実際に動画の彼(Nick McNutt)はその状態になり、仲間がたまたまプローブだけで探しあてたことで助かりました。その時はムービーの撮影中で、多くの人が捜索に参加できたこと、スノーモービルがあり迅速に現場に向かうことができたことが救いだったようです。

同じくPiepsでも新しいモデルでは、デザインが改良されロックボタンは本体に対してフラットになっており

ロックボタンを押すのではなく、スライドする必要があり、不意に変わることを防いでいます。
このことからも、Piepsは古い製品の問題点を明確に把握しているように思います。
製品の問題点まとめ
- ロックボタンが本体から飛び出ている。
- ロックボタンが比較的軽い力で解除される。
こちらの動画では0.005inch(0.127mm)の押し込み量で動くことも確認されている。
雪崩に巻き込まれた際にどんだけの力が体に掛かるか想像してみてください。 - また、ホルスターにに入れる向きを間違うとバックルによってロックボタンが押される事例もあり
なんでここまで炎上しているか
2017年3月4日
Corey Lynamは幅150メートル深さ80センチの雪崩に巻き込まれ帰らぬ人となった。彼は、奥さんが妊娠しているのを知って、自身のバックカントリーギアを新しくし、その時最新モデルで信頼があると思ったPieps DSP Sportに買い替えていた。雪崩が発生した時に一緒にいたメンバー5人は彼のビーコンが発信していないのをしり、愕然とした。彼らは当然のように、ツアー前ビーコンの動作チェックをしていた。その時のメンバーや彼の奥さんはこのような悲しい事故を二度と起こさないように、事故の原因であるPiepsのビーコンの問題を明らかにし、弁護士を通してPiepsに報告とリコールを促した。
それ以降も、ロックボタンの多くの不具合事例がPeaps社に伝えられたが、現在に至るまでPeapsからは不意にモードが切り替わることは公にされていない。
あくまで、ボタンに亀裂が入った場合のことしか言っていないが、実際はもっともっと深刻だ。

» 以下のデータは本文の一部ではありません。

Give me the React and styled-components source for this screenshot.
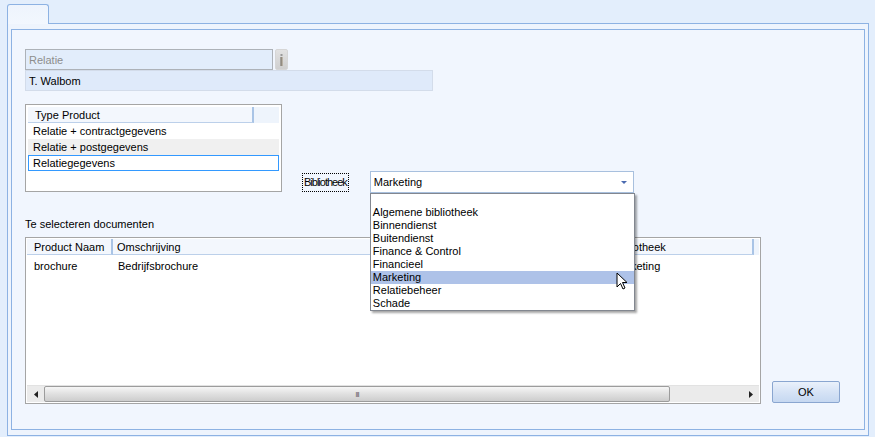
import React from 'react'
import styled, { createGlobalStyle } from 'styled-components'

const GlobalStyle = createGlobalStyle`
  html, body { margin: 0; padding: 0; }
  body {
    font-family: "Liberation Sans", Arial, sans-serif;
    font-size: 11px;
    color: #000;
    background: #e3eefc;
  }
`

const Page = styled.div`
  width: 875px;
  height: 437px;
  box-sizing: border-box;
  padding: 4px 6px 1px 7px;
  display: flex;
  flex-direction: column;
  background: #e3eefc;
`

const TabStrip = styled.div`
  display: flex;
  height: 19px;
`

const Tab = styled.div`
  width: 42px;
  height: 20px;
  box-sizing: border-box;
  border: 1px solid #8db2e3;
  border-bottom: none;
  border-radius: 3px 3px 0 0;
  background: linear-gradient(#eef4fd, #f2f7fe);
  position: relative;
  z-index: 1;
`

const TabPanel = styled.div`
  flex: 1;
  box-sizing: border-box;
  border: 1px solid #8db2e3;
  background: #eef4fd;
  padding: 5px 3px 5px 3px;
  display: flex;
`

const Inner = styled.div`
  flex: 1;
  box-sizing: border-box;
  border: 1px solid #8db2e3;
  background: #f1f6fe;
  padding: 19px 0 0 13px;
  display: flex;
  flex-direction: column;
`

const Row = styled.div`
  display: flex;
  align-items: ${p => p.$align || 'center'};
  margin-top: ${p => p.$mt || 0}px;
`

const Field = styled.div`
  width: ${p => p.$w}px;
  height: ${p => p.$h || 21}px;
  box-sizing: border-box;
  border: 1px solid ${p => (p.$disabled ? '#adb2b8' : '#d3dcea')};
  background: ${p => (p.$disabled ? '#e2edfb' : '#dfeafa')};
  color: ${p => (p.$disabled ? '#8d8d8d' : '#000')};
  padding: 0 3px;
  display: flex;
  align-items: center;
`

const InfoButton = styled.div`
  width: 13px;
  height: 21px;
  margin-left: 2px;
  box-sizing: border-box;
  border: 1px solid #d6d6d6;
  border-radius: 2px;
  background: linear-gradient(#e2e2e2, #cfcfcf);
  display: flex;
  align-items: center;
  justify-content: center;
`

const ListBox = styled.div`
  width: 257px;
  height: 88px;
  box-sizing: border-box;
  border: 1px solid #a5a5a5;
  background: #fff;
  padding: 2px 2px;
`

const HeaderRow = styled.div`
  display: flex;
  height: 16px;
  background: #eef4fc;
`

const HeaderCell = styled.div`
  width: ${p => p.$w}px;
  flex: ${p => (p.$w ? 'none' : 1)};
  box-sizing: border-box;
  padding-left: ${p => p.$pl || 4}px;
  display: flex;
  align-items: center;
  border-right: ${p => (p.$last ? 'none' : '2px solid #a9c4e6')};
  border-bottom: ${p => (p.$last ? 'none' : '1px solid #bcd0ea')};
  background: ${p => (p.$last ? '#eef4fc' : '#f3f7fd')};
`

const ListItem = styled.div`
  height: 16px;
  box-sizing: border-box;
  padding-left: 4px;
  display: flex;
  align-items: center;
  background: ${p => (p.$alt ? '#f0f0f0' : '#fff')};
  border: 1px solid ${p => (p.$focus ? '#3399ff' : 'transparent')};
`

const ComboArea = styled.div`
  display: flex;
  align-items: center;
  margin-left: 20px;
  margin-bottom: -1px;
`

const FocusLabel = styled.span`
  border: 1px dotted #000;
  padding: 2px 1px;
  line-height: 13px;
  letter-spacing: -1px;
`

const ComboWrap = styled.div`
  position: relative;
  margin-left: 21px;
`

const Combo = styled.div`
  width: 264px;
  height: 22px;
  box-sizing: border-box;
  border: 1px solid #a8c0de;
  background: #fff;
  display: flex;
  align-items: center;
  justify-content: space-between;
  padding: 0 6px 0 3px;
`

const Arrow = styled.span`
  width: 0;
  height: 0;
  border-left: 3px solid transparent;
  border-right: 3px solid transparent;
  border-top: 3px solid #4a6ab0;
`

const DropDown = styled.div`
  position: absolute;
  top: 22px;
  left: 0;
  width: 265px;
  box-sizing: border-box;
  border: 1px solid #828790;
  background: #fff;
  box-shadow: 2px 2px 2px rgba(0, 0, 0, 0.35);
  padding-top: 12px;
  z-index: 5;
`

const DropItem = styled.div`
  height: 13px;
  line-height: 13px;
  padding-left: 2px;
  background: ${p => (p.$sel ? '#aec2e8' : 'transparent')};
  position: relative;
`

const Cursor = styled.svg`
  position: absolute;
  right: 5px;
  top: 1px;
`

const SectionLabel = styled.div`
  margin-top: 26px;
  line-height: 13px;
`

const Bottom = styled.div`
  display: flex;
  align-items: flex-end;
  gap: 11px;
  margin-top: 6px;
`

const Table = styled.div`
  width: 736px;
  height: 167px;
  box-sizing: border-box;
  border: 1px solid #a5a5a5;
  background: #fff;
  padding: 1px;
  display: flex;
  flex-direction: column;
`

const TableBody = styled.div`
  flex: 1;
`

const DataRow = styled.div`
  display: flex;
  height: 16px;
  margin-top: 3px;
  align-items: center;
`

const DataCell = styled.div`
  width: ${p => p.$w}px;
  padding-left: ${p => p.$pl || 6}px;
  box-sizing: border-box;
`

const ScrollBar = styled.div`
  height: 16px;
  display: flex;
  align-items: stretch;
  background: #ebebeb;
  border-top: 1px solid #e2e2e2;
`

const ScrollArrow = styled.div`
  width: 17px;
  display: flex;
  align-items: center;
  justify-content: center;
`

const Thumb = styled.div`
  width: 626px;
  box-sizing: border-box;
  border: 1px solid #9c9c9c;
  border-radius: 2px;
  background: linear-gradient(#f6f6f6, #e0e0e0 50%, #cdcdcd);
  display: flex;
  align-items: center;
  justify-content: center;
  font-size: 8px;
  letter-spacing: -1px;
  color: #6c6c6c;
`

const Track = styled.div`
  flex: 1;
`

const OkButton = styled.button`
  width: 68px;
  height: 22px;
  margin-bottom: 1px;
  box-sizing: border-box;
  border: 1px solid #8aa6d0;
  border-radius: 2px;
  background: linear-gradient(#eaf1fb, #d6e3f6 50%, #c6d8f1);
  font-family: inherit;
  font-size: 11px;
  color: #000;
`

const libraries = [
  'Algemene bibliotheek',
  'Binnendienst',
  'Buitendienst',
  'Finance & Control',
  'Financieel',
  'Marketing',
  'Relatiebeheer',
  'Schade',
]

export default function App() {
  return (
    <>
      <GlobalStyle />
      <Page>
        <TabStrip>
          <Tab />
        </TabStrip>
        <TabPanel>
          <Inner>
            <Row>
              <Field $w={248} $disabled>Relatie</Field>
              <InfoButton>
                <svg width="5" height="14" viewBox="0 0 5 14">
                  <rect x="1.5" y="1" width="2" height="2" fill="#9a9a9a" />
                  <rect x="1.5" y="4" width="2" height="9" fill="#9b8d76" />
                  <rect x="1.5" y="4" width="1" height="9" fill="#8a8a8a" />
                </svg>
              </InfoButton>
            </Row>
            <Row>
              <Field $w={408}>T. Walbom</Field>
            </Row>
            <Row $align="flex-end" $mt={13}>
              <ListBox>
                <HeaderRow>
                  <HeaderCell $w={226} $pl={7}>Type Product</HeaderCell>
                  <HeaderCell $last />
                </HeaderRow>
                <ListItem>Relatie + contractgegevens</ListItem>
                <ListItem $alt>Relatie + postgegevens</ListItem>
                <ListItem $focus>Relatiegegevens</ListItem>
              </ListBox>
              <ComboArea>
                <FocusLabel>Bibliotheek</FocusLabel>
                <ComboWrap>
                  <Combo>
                    <span>Marketing</span>
                    <Arrow />
                  </Combo>
                  <DropDown>
                    {libraries.map(l => (
                      <DropItem key={l} $sel={l === 'Marketing'}>
                        {l}
                        {l === 'Marketing' && (
                          <Cursor width="13" height="19" viewBox="0 0 13 19">
                            <path
                              d="M1 1 L1 15 L4.5 11.5 L7 17 L9 16 L6.5 10.5 L11 10.5 Z"
                              fill="#fff"
                              stroke="#000"
                              strokeWidth="1"
                            />
                          </Cursor>
                        )}
                      </DropItem>
                    ))}
                  </DropDown>
                </ComboWrap>
              </ComboArea>
            </Row>
            <SectionLabel>Te selecteren documenten</SectionLabel>
            <Bottom>
              <Table>
                <HeaderRow>
                  <HeaderCell $w={86} $pl={7}>Product Naam</HeaderCell>
                  <HeaderCell $w={497}>Omschrijving</HeaderCell>
                  <HeaderCell $w={144} $pl={2}>Bibliotheek</HeaderCell>
                  <HeaderCell $last />
                </HeaderRow>
                <TableBody>
                  <DataRow>
                    <DataCell $w={86} $pl={7}>brochure</DataCell>
                    <DataCell $w={497} $pl={5}>Bedrijfsbrochure</DataCell>
                    <DataCell $w={140} $pl={2}>Marketing</DataCell>
                  </DataRow>
                </TableBody>
                <ScrollBar>
                  <ScrollArrow>
                    <svg width="4" height="7" viewBox="0 0 4 7">
                      <path d="M4 0 L0 3.5 L4 7 Z" fill="#222" />
                    </svg>
                  </ScrollArrow>
                  <Thumb>III</Thumb>
                  <Track />
                  <ScrollArrow>
                    <svg width="4" height="7" viewBox="0 0 4 7">
                      <path d="M0 0 L4 3.5 L0 7 Z" fill="#222" />
                    </svg>
                  </ScrollArrow>
                </ScrollBar>
              </Table>
              <OkButton>OK</OkButton>
            </Bottom>
          </Inner>
        </TabPanel>
      </Page>
    </>
  )
}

ビーコンという命の直接関わるものを製造するメーカーとして、数年前から問題を把握しているはずなのに、未だに誠意のある対応がなされていないということが、炎上につながっていると思います。
まとめ
Pieps DSP Sport と DSP Pro や、まだ売っている販売店はやべぇよ!
一番上にも書きましたが
※11/13日に日本の代理店であるロストアローより案内が出ました。
下記は実際に起きた事故の様子
2つ目は捜索者たちの現場の会話
「シグナルねぇよ」
「こっちもシグナルなし」
「まじかよ」
「やべぇ」って緊迫した様子が伝わってきます。
追記:代理店及びメーカーの対応
※2020年11月12日 : 日本の代理店であるロストアローより案内が出ました。
日本の代理店としてできる最大限のサポートで、対象製品を最新モデルに小売価格の60%にで交換というものです。

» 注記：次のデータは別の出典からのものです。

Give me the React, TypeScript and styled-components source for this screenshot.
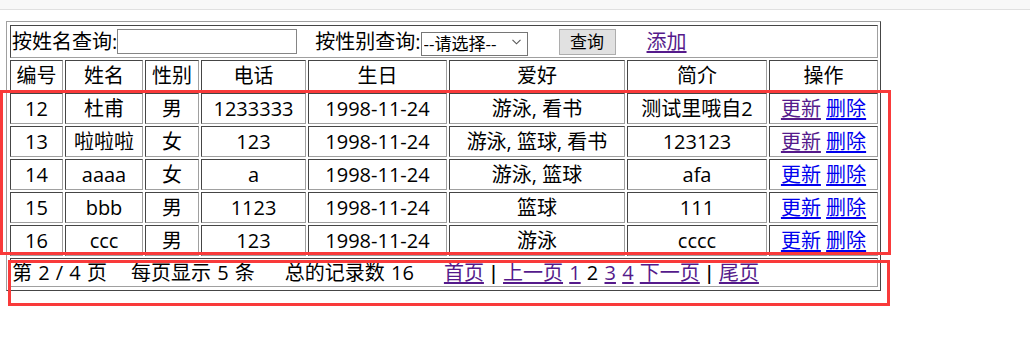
import React from "react";
import styled, { createGlobalStyle } from "styled-components";

const GlobalStyle = createGlobalStyle`
  html, body { margin: 0; padding: 0; background: #fff; }
  body {
    font-family: "Open Sans", "Noto Sans CJK SC", sans-serif;
    font-size: 20px;
    color: #000;
  }
`;

const Page = styled.div`
  position: relative;
  width: 1030px;
  height: 341px;
  overflow: hidden;
`;

const TopStrip = styled.div`
  height: 9px;
  background: #f8f8f8;
  border-bottom: 1px solid #e0e0e0;
`;

const Grid = styled.table`
  margin: 11px 0 0 6px;
  border-collapse: separate;
  border-spacing: 2px;
  padding: 1px 0 1px 1px;
  border: 1px solid;
  border-color: #a0a0a0 #454545 #454545 #a0a0a0;
  table-layout: fixed;
  width: 875px;
  box-sizing: border-box;
  font-size: 20px;
  line-height: 26px;
`;

const Col = styled.col<{ $w: number }>`
  width: ${(p) => p.$w}px;
`;

const Row = styled.tr<{ $h: number }>`
  height: ${(p) => p.$h}px;
`;

const Cell = styled.td<{ $left?: boolean }>`
  border: 1px solid;
  border-color: #454545 #a0a0a0 #a0a0a0 #454545;
  padding: 0 1px;
  text-align: ${(p) => (p.$left ? "left" : "center")};
  vertical-align: middle;
  white-space: nowrap;
  overflow: hidden;
`;

const HeadCell = styled.th`
  border: 1px solid;
  border-color: #454545 #a0a0a0 #a0a0a0 #454545;
  padding: 0 1px;
  font-weight: normal;
  text-align: center;
  vertical-align: middle;
  white-space: nowrap;
`;

const SearchBar = styled.div`
  display: flex;
  align-items: center;
  height: 31px;
`;

const Label = styled.span<{ $gap?: number }>`
  margin-left: ${(p) => p.$gap ?? 0}px;
`;

const NameInput = styled.input`
  box-sizing: border-box;
  width: 180px;
  height: 25px;
  margin: 0;
  padding: 0 2px;
  border: 1px solid #858585;
  border-radius: 0;
  background: #fff;
  font: inherit;
  font-size: 16px;
`;

const SelectWrap = styled.span`
  position: relative;
  display: inline-block;
  width: 107px;
  height: 24px;
`;

const GenderSelect = styled.select`
  appearance: none;
  -webkit-appearance: none;
  box-sizing: border-box;
  width: 107px;
  height: 24px;
  margin: 0;
  padding: 0 0 0 2px;
  border: 1px solid #767676;
  border-radius: 0;
  background: #fff;
  color: #000;
  font-family: "Open Sans", "Noto Sans CJK SC", sans-serif;
  font-size: 17px;
  line-height: 22px;
`;

const Chevron = styled.svg`
  position: absolute;
  right: 7px;
  top: 9px;
  pointer-events: none;
`;

const QueryButton = styled.button`
  box-sizing: border-box;
  width: 57px;
  height: 26px;
  margin: 0 0 0 31px;
  padding: 0;
  border: 1px solid #adadad;
  border-radius: 0;
  background: #e1e1e1;
  color: #000;
  font-family: "Open Sans", "Noto Sans CJK SC", sans-serif;
  font-size: 17px;
  line-height: 22px;
`;

const Link = styled.a<{ $visited?: boolean; $gap?: number }>`
  color: ${(p) => (p.$visited ? "#551a8b" : "#0000ee")};
  text-decoration: underline;
  text-underline-offset: 2px;
  margin-left: ${(p) => p.$gap ?? 0}px;
  cursor: pointer;
`;

const Pager = styled.div`
  display: flex;
  align-items: center;
  white-space: pre;
  word-spacing: 1px;
  height: 27px;
`;

const PagerInfo = styled.span<{ $after: number }>`
  margin-right: ${(p) => p.$after}px;
`;

const Pipe = styled.span`
  font-family: "Liberation Sans", sans-serif;
  font-size: 21px;
`;

const Annotation = styled.div<{ $x: number; $y: number; $w: number; $h: number }>`
  position: absolute;
  left: ${(p) => p.$x}px;
  top: ${(p) => p.$y}px;
  width: ${(p) => p.$w}px;
  height: ${(p) => p.$h}px;
  box-sizing: border-box;
  border: 3px solid #f93a3a;
  pointer-events: none;
`;

type Person = {
  id: number;
  name: string;
  sex: string;
  phone: string;
  birth: string;
  hobby: string;
  intro: string;
  visited: boolean;
};

const people: Person[] = [
  { id: 12, name: "杜甫", sex: "男", phone: "1233333", birth: "1998-11-24", hobby: "游泳, 看书", intro: "测试里哦自2", visited: true },
  { id: 13, name: "啦啦啦", sex: "女", phone: "123", birth: "1998-11-24", hobby: "游泳, 篮球, 看书", intro: "123123", visited: true },
  { id: 14, name: "aaaa", sex: "女", phone: "a", birth: "1998-11-24", hobby: "游泳, 篮球", intro: "afa", visited: false },
  { id: 15, name: "bbb", sex: "男", phone: "1123", birth: "1998-11-24", hobby: "篮球", intro: "111", visited: false },
  { id: 16, name: "ccc", sex: "男", phone: "123", birth: "1998-11-24", hobby: "游泳", intro: "cccc", visited: false },
];

const widths = [53, 78, 54, 105, 139, 176, 140, 109];
const headers = ["编号", "姓名", "性别", "电话", "生日", "爱好", "简介", "操作"];

export default function App() {
  return (
    <Page>
      <GlobalStyle />
      <TopStrip />
      <Grid>
        <colgroup>
          {widths.map((w, i) => (
            <Col key={i} $w={w} />
          ))}
        </colgroup>
        <tbody>
          <Row $h={33}>
            <Cell $left colSpan={8}>
              <SearchBar>
                <Label>按姓名查询:</Label>
                <NameInput type="text" />
                <Label $gap={18}>按性别查询:</Label>
                <SelectWrap>
                  <GenderSelect defaultValue="">
                    <option value="">--请选择--</option>
                    <option value="男">男</option>
                    <option value="女">女</option>
                  </GenderSelect>
                  <Chevron width="9" height="6" viewBox="0 0 9 6">
                    <path d="M0.5 0.8 L4.5 4.8 L8.5 0.8" fill="none" stroke="#555" strokeWidth="1.1" />
                  </Chevron>
                </SelectWrap>
                <QueryButton type="button">查询</QueryButton>
                <Link $visited $gap={31}>添加</Link>
              </SearchBar>
            </Cell>
          </Row>
          <Row $h={31}>
            {headers.map((h) => (
              <HeadCell key={h}>{h}</HeadCell>
            ))}
          </Row>
          {people.map((p) => (
            <Row $h={31} key={p.id}>
              <Cell>{p.id}</Cell>
              <Cell>{p.name}</Cell>
              <Cell>{p.sex}</Cell>
              <Cell>{p.phone}</Cell>
              <Cell>{p.birth}</Cell>
              <Cell>{p.hobby}</Cell>
              <Cell>{p.intro}</Cell>
              <Cell>
                <Link $visited={p.visited}>更新</Link> <Link>删除</Link>
              </Cell>
            </Row>
          ))}
          <Row $h={29}>
            <Cell $left colSpan={8}>
              <Pager>
                <PagerInfo $after={24}>第 2 / 4 页</PagerInfo>
                <PagerInfo $after={30}>每页显示 5 条</PagerInfo>
                <PagerInfo $after={30}>总的记录数 16</PagerInfo>
                <Link $visited>首页</Link>
                <Pipe> | </Pipe>
                <Link $visited>上一页</Link>
                <span> </span>
                <Link $visited>1</Link>
                <span> 2 </span>
                <Link $visited>3</Link>
                <span> </span>
                <Link $visited>4</Link>
                <span> </span>
                <Link $visited>下一页</Link>
                <Pipe> | </Pipe>
                <Link $visited>尾页</Link>
              </Pager>
            </Cell>
          </Row>
        </tbody>
      </Grid>
      <Annotation $x={0} $y={90} $w={891} $h={165} />
      <Annotation $x={8} $y={260} $w={882} $h={46} />
    </Page>
  );
}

※2021年3月4日 : Piepsより正式に自主製品修正を発表
モード切替スライドを物理的に固定する、ハードケースハーネスを配布する。
“”内は上記リンクより引用
“消費者の皆様は、影響を受けた製品の使用を直ちに中止し“
“新しいハードケースキャリングシステムでのみ使用してください。“

“PIEPS は、影響を受ける製品の安全性と性能について、社内試験や第三者試験を含めた広範な評価を実施しています。その結果、製品は国際規格に準拠していて、適切に設計されており、意図した通りに機能していると結論付けられました。”

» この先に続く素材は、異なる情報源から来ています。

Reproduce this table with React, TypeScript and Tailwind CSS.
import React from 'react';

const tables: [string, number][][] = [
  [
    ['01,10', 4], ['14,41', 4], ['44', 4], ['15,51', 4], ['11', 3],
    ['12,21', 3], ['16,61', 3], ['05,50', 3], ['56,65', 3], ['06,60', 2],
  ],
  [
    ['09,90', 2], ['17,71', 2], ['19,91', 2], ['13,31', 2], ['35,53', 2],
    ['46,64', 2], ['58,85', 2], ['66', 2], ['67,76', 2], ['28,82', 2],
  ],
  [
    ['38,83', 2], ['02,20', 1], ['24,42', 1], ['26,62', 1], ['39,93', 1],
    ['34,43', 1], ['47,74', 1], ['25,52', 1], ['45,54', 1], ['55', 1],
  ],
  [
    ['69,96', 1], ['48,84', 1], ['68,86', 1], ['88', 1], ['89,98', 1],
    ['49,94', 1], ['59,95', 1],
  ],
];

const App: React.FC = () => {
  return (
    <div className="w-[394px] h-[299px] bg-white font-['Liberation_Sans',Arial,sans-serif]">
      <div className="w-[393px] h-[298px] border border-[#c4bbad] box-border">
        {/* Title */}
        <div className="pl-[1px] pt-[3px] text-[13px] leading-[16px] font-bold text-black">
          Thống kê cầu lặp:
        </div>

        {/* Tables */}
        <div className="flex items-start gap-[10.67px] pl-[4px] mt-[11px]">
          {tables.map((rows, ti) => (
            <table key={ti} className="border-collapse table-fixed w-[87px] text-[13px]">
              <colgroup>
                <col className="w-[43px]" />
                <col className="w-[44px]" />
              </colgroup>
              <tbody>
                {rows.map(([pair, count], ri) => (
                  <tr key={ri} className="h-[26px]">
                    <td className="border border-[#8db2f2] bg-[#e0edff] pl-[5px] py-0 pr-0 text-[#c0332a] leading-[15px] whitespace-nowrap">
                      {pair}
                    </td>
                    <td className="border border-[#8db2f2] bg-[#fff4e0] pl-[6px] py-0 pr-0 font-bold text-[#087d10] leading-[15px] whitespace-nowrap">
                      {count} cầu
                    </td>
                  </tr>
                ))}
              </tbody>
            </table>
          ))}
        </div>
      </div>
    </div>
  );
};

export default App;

つまり発表によると、問題のビーコンは意図した通りに機能しているが、直ちに使用はやめ、ハードケースハーネスと必ず併用してください。とのことです。
日本で購入の対象製品を持っている方が現在できる対応は、
1、ロストアローの案内(2020/11/13)で60%負担で最新機種に交換。
2、Piepsの案内に沿って[ec@lostarrow.co.jp]に相談。
オンラインフォームは欧州向け
3、ロストアローからハードケースハーネスについての正式な案内が来るまで待つ
コメント
大変参考になりました。
自分はBarry Voxユーザーですが、この問題を知らないユーザーもいると思うので、シェアさせて頂きます。